タコの鍔(つば)

タコグッズ、アート
発見日:2020年7月下旬頃

発見場所:オークションサイト内骨董店

素材:金属

サイズ:H約8.4㎝、W約7.3㎝、D約0,5㎝、重さ 約147g

鍔(つば)について

鍔(つば)は刀剣の柄と刀身の間に挟み、柄を握る手を防護する刀装具です。それ単体でも美術工芸品としての価値が高く、熱烈な愛好家も多数います。材質、デザイン等様々ありますが今回手に入れたのは、珍しいタコの絵柄。

タコの鍔(つば)について

二つのタコデザインのうち、まず右側を見てみましょう。

上下で二匹のタコが絡み合っています。柄の部分を囲んでうねうね這い回る蝕手の躍動感溢れる様は見事。また吸盤も一つ一つ刻んである丁寧ぶり。惚れ惚れします。

また、この鍔には「生涼軒 萩谷勝平」の銘が入っています。

調べてみると江戸後期、当時の常陸国水戸で活躍された有名な金工職人であったことがわかりました。

萩谷勝平(はぎや かつひら、1804年〜1886年)

世に水戸彫りと称される水府彫金(水戸金工)は、義公(光圀)の治世を踏襲した烈公(斉昭)の時代により隆盛をみ、海野美盛萩谷勝平という二人の名匠を出した。美盛は通称太三郎、号を起龍軒といい、勝平は通称彌介、号は生涼軒で、寺門家から出て萩谷家へ養子に入った。
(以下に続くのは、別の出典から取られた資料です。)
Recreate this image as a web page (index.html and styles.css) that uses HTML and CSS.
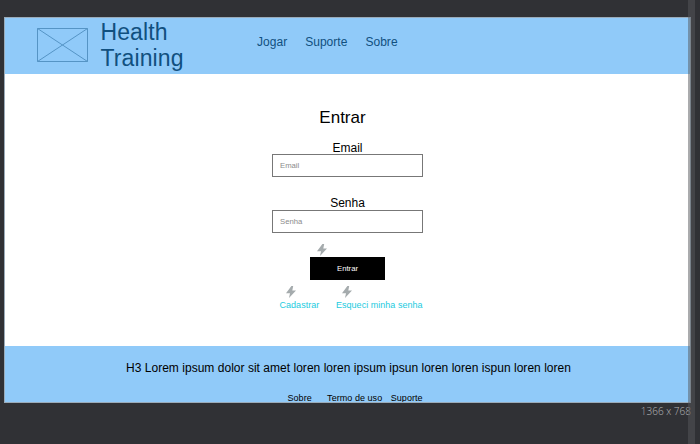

美盛は玉川美久を師とし、勝平は実家の兄の寺門勝房に学んだが、いずれも元は谷田部通寿から出た流派である。

(「水戸の金工」https://yugetsu.co.jp/traditional/pdf/mito.pdfより抜粋)

タコの鍔のもう一つ、左側を見てみましょう。

こちらは一匹のタコ。頭部(胴体部)分が大きく、触手で頭を掻いているような仕草に見えます。

こちらも吸盤の一つ一つが彫りこんであり、丁寧な仕事ぶり。ですが、銘はありません。有名な職人の作でないにしても、躍動感あふれる魅力的な逸品です。

この鍔の付いた刀を使用していた侍は、どんな人だったのでしょうか。タコ柄を好むなんざ、きっと洒落っ気のある、個性的な侍だったのでは、と想像が膨らみます。